Exercise directions:
Repeat the entries below exactly as they appear, with no pictures.

━━━━━━━━

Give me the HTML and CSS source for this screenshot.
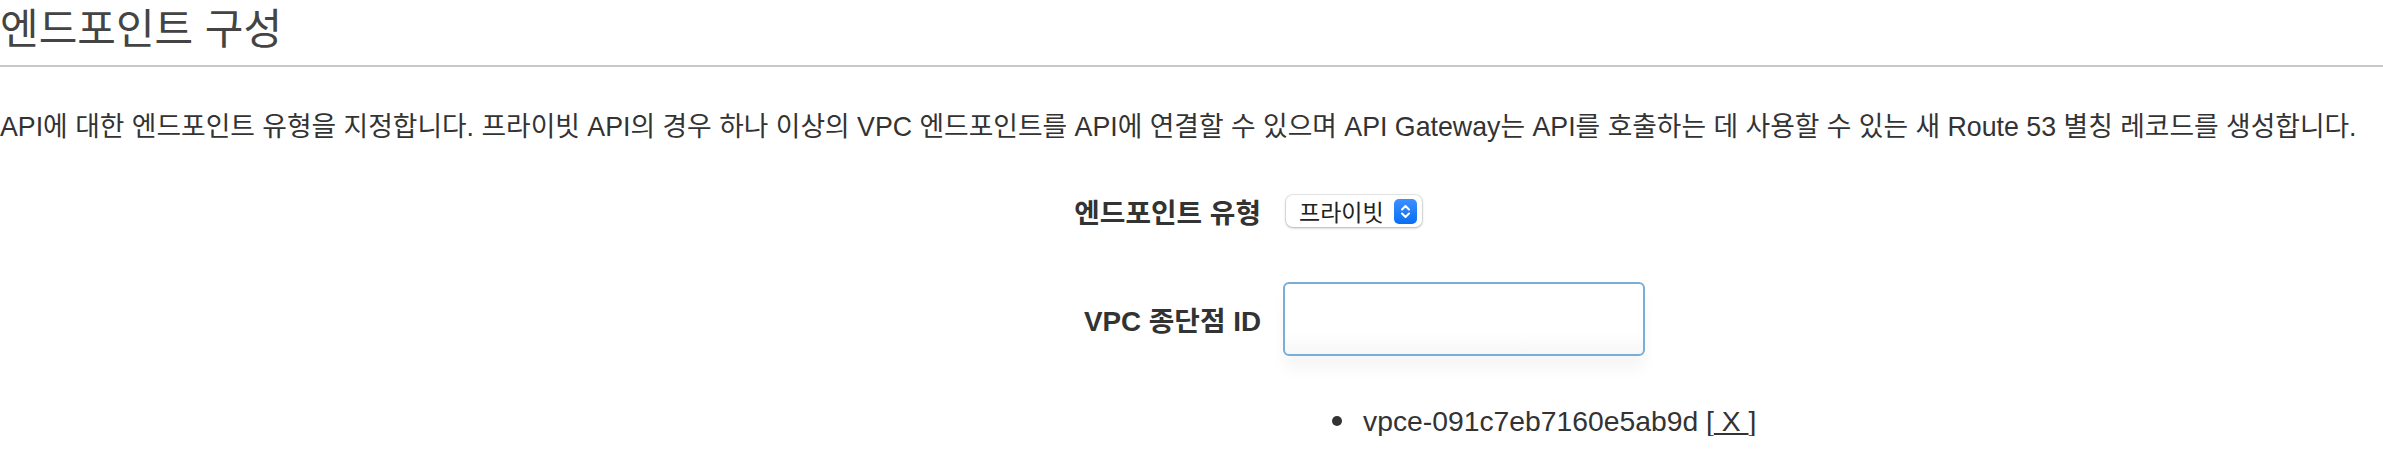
FILE: index.html
```html
<!DOCTYPE html>
<html lang="ko">
<head>
<meta charset="utf-8">
<title>엔드포인트 구성</title>
<link rel="stylesheet" href="styles.css">
</head>
<body>
<h2 class="title">엔드포인트 구성</h2>
<p class="desc">API에 대한 엔드포인트 유형을 지정합니다. 프라이빗 API의 경우 하나 이상의 VPC 엔드포인트를 API에 연결할 수 있으며 API Gateway는 API를 호출하는 데 사용할 수 있는 새 Route 53 별칭 레코드를 생성합니다.</p>
<div class="form">
  <div class="label row-select">엔드포인트 유형</div>
  <div class="control row-select">
    <div class="select">
      <span class="select-text">프라이빗</span>
      <span class="stepper">
        <svg width="23" height="25" viewBox="0 0 23 25">
          <path d="M8 10.5 L11.5 7 L15 10.5" fill="none" stroke="#fff" stroke-width="2" stroke-linecap="round" stroke-linejoin="round"/>
          <path d="M8 14.5 L11.5 18 L15 14.5" fill="none" stroke="#fff" stroke-width="2" stroke-linecap="round" stroke-linejoin="round"/>
        </svg>
      </span>
    </div>
  </div>
  <div class="label row-input">VPC 종단점 ID</div>
  <div class="control row-input">
    <div class="input"></div>
  </div>
  <div class="label"></div>
  <div class="control">
    <ul class="list">
      <li>vpce-091c7eb7160e5ab9d [<a class="remove"> X </a>]</li>
    </ul>
  </div>
</div>
</body>
</html>
```

FILE: styles.css
```css
html, body {
  margin: 0;
  padding: 0;
  background: #fff;
}
body {
  font-family: "Liberation Sans", "Noto Sans CJK KR", sans-serif;
  color: #333;
}
.title {
  margin: 0;
  height: 65px;
  line-height: 60px;
  font-size: 42px;
  font-weight: normal;
  color: #444;
  border-bottom: 2px solid #c8c8c8;
}
.desc {
  margin: 0;
  padding-top: 44px;
  line-height: 32px;
  font-size: 26.75px;
  color: #333;
  white-space: nowrap;
}
.form {
  display: grid;
  grid-template-columns: 1261px 1fr;
  column-gap: 23px;
  margin-top: 52px;
}
.label {
  text-align: right;
  font-weight: bold;
  font-size: 27.8px;
  color: #333;
  display: flex;
  align-items: center;
  justify-content: flex-end;
}
.control {
  display: flex;
  align-items: center;
}
.row-select {
  height: 32px;
}
.row-input {
  margin-top: 55px;
  height: 74px;
}
.select {
  margin-left: 2px;
  width: 136px;
  height: 32px;
  box-sizing: border-box;
  border-radius: 7px;
  background: #fff;
  box-shadow: 0 0 0 1px rgba(0,0,0,0.08), 0 1px 3px rgba(0,0,0,0.25);
  display: flex;
  align-items: center;
  justify-content: space-between;
  padding: 0 5px 0 13px;
}
.select-text {
  font-size: 23px;
  color: #222;
}
.stepper {
  width: 23px;
  height: 25px;
  border-radius: 5px;
  background: linear-gradient(#3d90ff, #0a6ef2);
  display: flex;
}
.input {
  margin-left: -1px;
  width: 362px;
  height: 74px;
  box-sizing: border-box;
  border: 2px solid #79aed8;
  border-radius: 6px;
  background: linear-gradient(#fff 70%, #f7f7f7);
  box-shadow: 0 14px 14px rgba(0,0,0,0.035);
}
.list {
  margin: 50px 0 0 0;
  padding: 0 0 0 48px;
  list-style: none;
  font-size: 28.3px;
  line-height: 30px;
  color: #333;
}
.list li {
  display: flex;
  align-items: center;
  white-space: pre;
}
.list li::before {
  content: "";
  width: 10px;
  height: 10px;
  border-radius: 50%;
  background: #333;
  margin-right: 21px;
}
.remove {
  text-decoration: underline;
  color: #333;
}
```
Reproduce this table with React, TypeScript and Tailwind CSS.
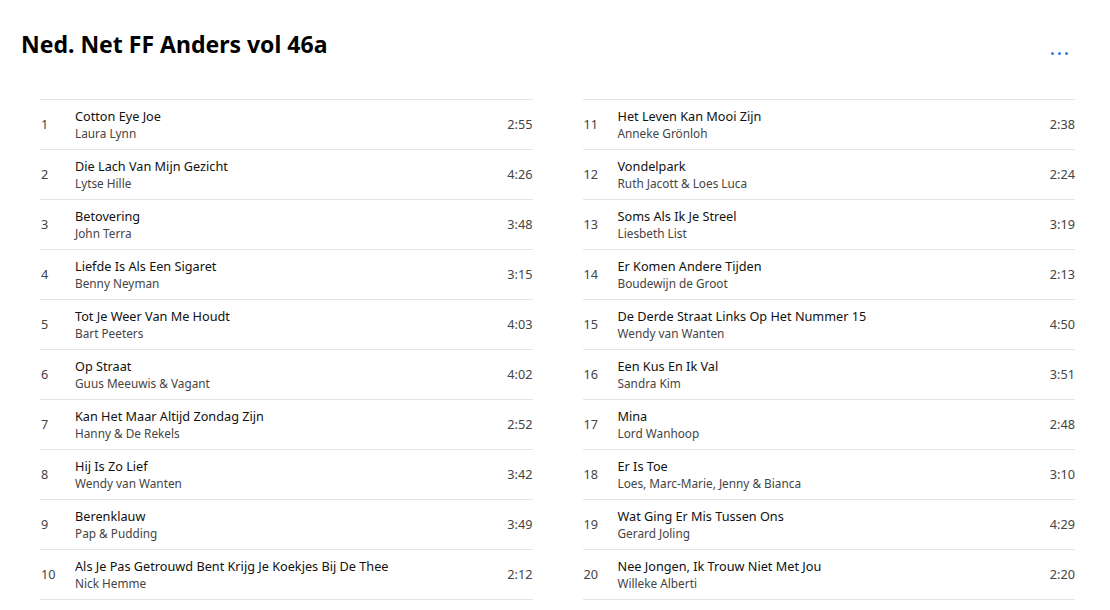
import React from 'react';

type Track = { no: number; title: string; artist: string; time: string };

const TRACKS: Track[] = [
    { no: 1, title: "Cotton Eye Joe", artist: "Laura Lynn", time: "2:55" },
    { no: 2, title: "Die Lach Van Mijn Gezicht", artist: "Lytse Hille", time: "4:26" },
    { no: 3, title: "Betovering", artist: "John Terra", time: "3:48" },
    { no: 4, title: "Liefde Is Als Een Sigaret", artist: "Benny Neyman", time: "3:15" },
    { no: 5, title: "Tot Je Weer Van Me Houdt", artist: "Bart Peeters", time: "4:03" },
    { no: 6, title: "Op Straat", artist: "Guus Meeuwis & Vagant", time: "4:02" },
    { no: 7, title: "Kan Het Maar Altijd Zondag Zijn", artist: "Hanny & De Rekels", time: "2:52" },
    { no: 8, title: "Hij Is Zo Lief", artist: "Wendy van Wanten", time: "3:42" },
    { no: 9, title: "Berenklauw", artist: "Pap & Pudding", time: "3:49" },
    { no: 10, title: "Als Je Pas Getrouwd Bent Krijg Je Koekjes Bij De Thee", artist: "Nick Hemme", time: "2:12" },
    { no: 11, title: "Het Leven Kan Mooi Zijn", artist: "Anneke Grönloh", time: "2:38" },
    { no: 12, title: "Vondelpark", artist: "Ruth Jacott & Loes Luca", time: "2:24" },
    { no: 13, title: "Soms Als Ik Je Streel", artist: "Liesbeth List", time: "3:19" },
    { no: 14, title: "Er Komen Andere Tijden", artist: "Boudewijn de Groot", time: "2:13" },
    { no: 15, title: "De Derde Straat Links Op Het Nummer 15", artist: "Wendy van Wanten", time: "4:50" },
    { no: 16, title: "Een Kus En Ik Val", artist: "Sandra Kim", time: "3:51" },
    { no: 17, title: "Mina", artist: "Lord Wanhoop", time: "2:48" },
    { no: 18, title: "Er Is Toe", artist: "Loes, Marc-Marie, Jenny & Bianca", time: "3:10" },
    { no: 19, title: "Wat Ging Er Mis Tussen Ons", artist: "Gerard Joling", time: "4:29" },
    { no: 20, title: "Nee Jongen, Ik Trouw Niet Met Jou", artist: "Willeke Alberti", time: "2:20" },
];

const TrackRow: React.FC<{ track: Track }> = ({ track }) => (
    <div className="flex items-center h-[50px] border-b border-[#e5e5e5]">
        <span className="w-[35px] pl-[1px] text-[12.7px] text-[#444]">{track.no}</span>
        <div className="flex-1 min-w-0 flex flex-col">
            <span className="text-[12.7px] leading-[17px] text-[#111]">{track.title}</span>
            <span className="text-[11.8px] leading-[17px] text-[#444]">{track.artist}</span>
        </div>
        <span className="text-[12.7px] text-[#444]">{track.time}</span>
    </div>
);

const App: React.FC = () => {
    const left = TRACKS.slice(0, 10);
    const right = TRACKS.slice(10);

    return (
        <div className="w-[1110px] h-[610px] bg-white overflow-hidden font-['Noto_Sans',sans-serif]">
            <div className="flex items-start justify-between pl-[21px] pr-[42px] pt-[28px]">
                <h1 className="text-[23px] leading-[32px] font-bold text-black">Ned. Net FF Anders vol 46a</h1>
                <div className="flex gap-[4px] mt-[24px]">
                    <span className="w-[3px] h-[3px] rounded-full bg-[#2b7de1]" />
                    <span className="w-[3px] h-[3px] rounded-full bg-[#2b7de1]" />
                    <span className="w-[3px] h-[3px] rounded-full bg-[#2b7de1]" />
                </div>
            </div>

            <div className="grid grid-cols-2 gap-[50px] pl-[40px] pr-[35px] mt-[39px]">
                <div className="border-t border-[#e5e5e5]">
                    {left.map(t => <TrackRow key={t.no} track={t} />)}
                </div>
                <div className="border-t border-[#e5e5e5]">
                    {right.map(t => <TrackRow key={t.no} track={t} />)}
                </div>
            </div>
        </div>
    );
};

export default App;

━━━━━━━━

Complete output:
Give me the HTML and CSS source for this screenshot.
FILE: index.html
```html
<!DOCTYPE html>
<html lang="ko">
<head>
<meta charset="utf-8">
<title>엔드포인트 구성</title>
<link rel="stylesheet" href="styles.css">
</head>
<body>
<h2 class="title">엔드포인트 구성</h2>
<p class="desc">API에 대한 엔드포인트 유형을 지정합니다. 프라이빗 API의 경우 하나 이상의 VPC 엔드포인트를 API에 연결할 수 있으며 API Gateway는 API를 호출하는 데 사용할 수 있는 새 Route 53 별칭 레코드를 생성합니다.</p>
<div class="form">
  <div class="label row-select">엔드포인트 유형</div>
  <div class="control row-select">
    <div class="select">
      <span class="select-text">프라이빗</span>
      <span class="stepper">
        <svg width="23" height="25" viewBox="0 0 23 25">
          <path d="M8 10.5 L11.5 7 L15 10.5" fill="none" stroke="#fff" stroke-width="2" stroke-linecap="round" stroke-linejoin="round"/>
          <path d="M8 14.5 L11.5 18 L15 14.5" fill="none" stroke="#fff" stroke-width="2" stroke-linecap="round" stroke-linejoin="round"/>
        </svg>
      </span>
    </div>
  </div>
  <div class="label row-input">VPC 종단점 ID</div>
  <div class="control row-input">
    <div class="input"></div>
  </div>
  <div class="label"></div>
  <div class="control">
    <ul class="list">
      <li>vpce-091c7eb7160e5ab9d [<a class="remove"> X </a>]</li>
    </ul>
  </div>
</div>
</body>
</html>
```

FILE: styles.css
```css
html, body {
  margin: 0;
  padding: 0;
  background: #fff;
}
body {
  font-family: "Liberation Sans", "Noto Sans CJK KR", sans-serif;
  color: #333;
}
.title {
  margin: 0;
  height: 65px;
  line-height: 60px;
  font-size: 42px;
  font-weight: normal;
  color: #444;
  border-bottom: 2px solid #c8c8c8;
}
.desc {
  margin: 0;
  padding-top: 44px;
  line-height: 32px;
  font-size: 26.75px;
  color: #333;
  white-space: nowrap;
}
.form {
  display: grid;
  grid-template-columns: 1261px 1fr;
  column-gap: 23px;
  margin-top: 52px;
}
.label {
  text-align: right;
  font-weight: bold;
  font-size: 27.8px;
  color: #333;
  display: flex;
  align-items: center;
  justify-content: flex-end;
}
.control {
  display: flex;
  align-items: center;
}
.row-select {
  height: 32px;
}
.row-input {
  margin-top: 55px;
  height: 74px;
}
.select {
  margin-left: 2px;
  width: 136px;
  height: 32px;
  box-sizing: border-box;
  border-radius: 7px;
  background: #fff;
  box-shadow: 0 0 0 1px rgba(0,0,0,0.08), 0 1px 3px rgba(0,0,0,0.25);
  display: flex;
  align-items: center;
  justify-content: space-between;
  padding: 0 5px 0 13px;
}
.select-text {
  font-size: 23px;
  color: #222;
}
.stepper {
  width: 23px;
  height: 25px;
  border-radius: 5px;
  background: linear-gradient(#3d90ff, #0a6ef2);
  display: flex;
}
.input {
  margin-left: -1px;
  width: 362px;
  height: 74px;
  box-sizing: border-box;
  border: 2px solid #79aed8;
  border-radius: 6px;
  background: linear-gradient(#fff 70%, #f7f7f7);
  box-shadow: 0 14px 14px rgba(0,0,0,0.035);
}
.list {
  margin: 50px 0 0 0;
  padding: 0 0 0 48px;
  list-style: none;
  font-size: 28.3px;
  line-height: 30px;
  color: #333;
}
.list li {
  display: flex;
  align-items: center;
  white-space: pre;
}
.list li::before {
  content: "";
  width: 10px;
  height: 10px;
  border-radius: 50%;
  background: #333;
  margin-right: 21px;
}
.remove {
  text-decoration: underline;
  color: #333;
}
```
Reproduce this table with React, TypeScript and Tailwind CSS.
import React from 'react';

type Track = { no: number; title: string; artist: string; time: string };

const TRACKS: Track[] = [
    { no: 1, title: "Cotton Eye Joe", artist: "Laura Lynn", time: "2:55" },
    { no: 2, title: "Die Lach Van Mijn Gezicht", artist: "Lytse Hille", time: "4:26" },
    { no: 3, title: "Betovering", artist: "John Terra", time: "3:48" },
    { no: 4, title: "Liefde Is Als Een Sigaret", artist: "Benny Neyman", time: "3:15" },
    { no: 5, title: "Tot Je Weer Van Me Houdt", artist: "Bart Peeters", time: "4:03" },
    { no: 6, title: "Op Straat", artist: "Guus Meeuwis & Vagant", time: "4:02" },
    { no: 7, title: "Kan Het Maar Altijd Zondag Zijn", artist: "Hanny & De Rekels", time: "2:52" },
    { no: 8, title: "Hij Is Zo Lief", artist: "Wendy van Wanten", time: "3:42" },
    { no: 9, title: "Berenklauw", artist: "Pap & Pudding", time: "3:49" },
    { no: 10, title: "Als Je Pas Getrouwd Bent Krijg Je Koekjes Bij De Thee", artist: "Nick Hemme", time: "2:12" },
    { no: 11, title: "Het Leven Kan Mooi Zijn", artist: "Anneke Grönloh", time: "2:38" },
    { no: 12, title: "Vondelpark", artist: "Ruth Jacott & Loes Luca", time: "2:24" },
    { no: 13, title: "Soms Als Ik Je Streel", artist: "Liesbeth List", time: "3:19" },
    { no: 14, title: "Er Komen Andere Tijden", artist: "Boudewijn de Groot", time: "2:13" },
    { no: 15, title: "De Derde Straat Links Op Het Nummer 15", artist: "Wendy van Wanten", time: "4:50" },
    { no: 16, title: "Een Kus En Ik Val", artist: "Sandra Kim", time: "3:51" },
    { no: 17, title: "Mina", artist: "Lord Wanhoop", time: "2:48" },
    { no: 18, title: "Er Is Toe", artist: "Loes, Marc-Marie, Jenny & Bianca", time: "3:10" },
    { no: 19, title: "Wat Ging Er Mis Tussen Ons", artist: "Gerard Joling", time: "4:29" },
    { no: 20, title: "Nee Jongen, Ik Trouw Niet Met Jou", artist: "Willeke Alberti", time: "2:20" },
];

const TrackRow: React.FC<{ track: Track }> = ({ track }) => (
    <div className="flex items-center h-[50px] border-b border-[#e5e5e5]">
        <span className="w-[35px] pl-[1px] text-[12.7px] text-[#444]">{track.no}</span>
        <div className="flex-1 min-w-0 flex flex-col">
            <span className="text-[12.7px] leading-[17px] text-[#111]">{track.title}</span>
            <span className="text-[11.8px] leading-[17px] text-[#444]">{track.artist}</span>
        </div>
        <span className="text-[12.7px] text-[#444]">{track.time}</span>
    </div>
);

const App: React.FC = () => {
    const left = TRACKS.slice(0, 10);
    const right = TRACKS.slice(10);

    return (
        <div className="w-[1110px] h-[610px] bg-white overflow-hidden font-['Noto_Sans',sans-serif]">
            <div className="flex items-start justify-between pl-[21px] pr-[42px] pt-[28px]">
                <h1 className="text-[23px] leading-[32px] font-bold text-black">Ned. Net FF Anders vol 46a</h1>
                <div className="flex gap-[4px] mt-[24px]">
                    <span className="w-[3px] h-[3px] rounded-full bg-[#2b7de1]" />
                    <span className="w-[3px] h-[3px] rounded-full bg-[#2b7de1]" />
                    <span className="w-[3px] h-[3px] rounded-full bg-[#2b7de1]" />
                </div>
            </div>

            <div className="grid grid-cols-2 gap-[50px] pl-[40px] pr-[35px] mt-[39px]">
                <div className="border-t border-[#e5e5e5]">
                    {left.map(t => <TrackRow key={t.no} track={t} />)}
                </div>
                <div className="border-t border-[#e5e5e5]">
                    {right.map(t => <TrackRow key={t.no} track={t} />)}
                </div>
            </div>
        </div>
    );
};

export default App;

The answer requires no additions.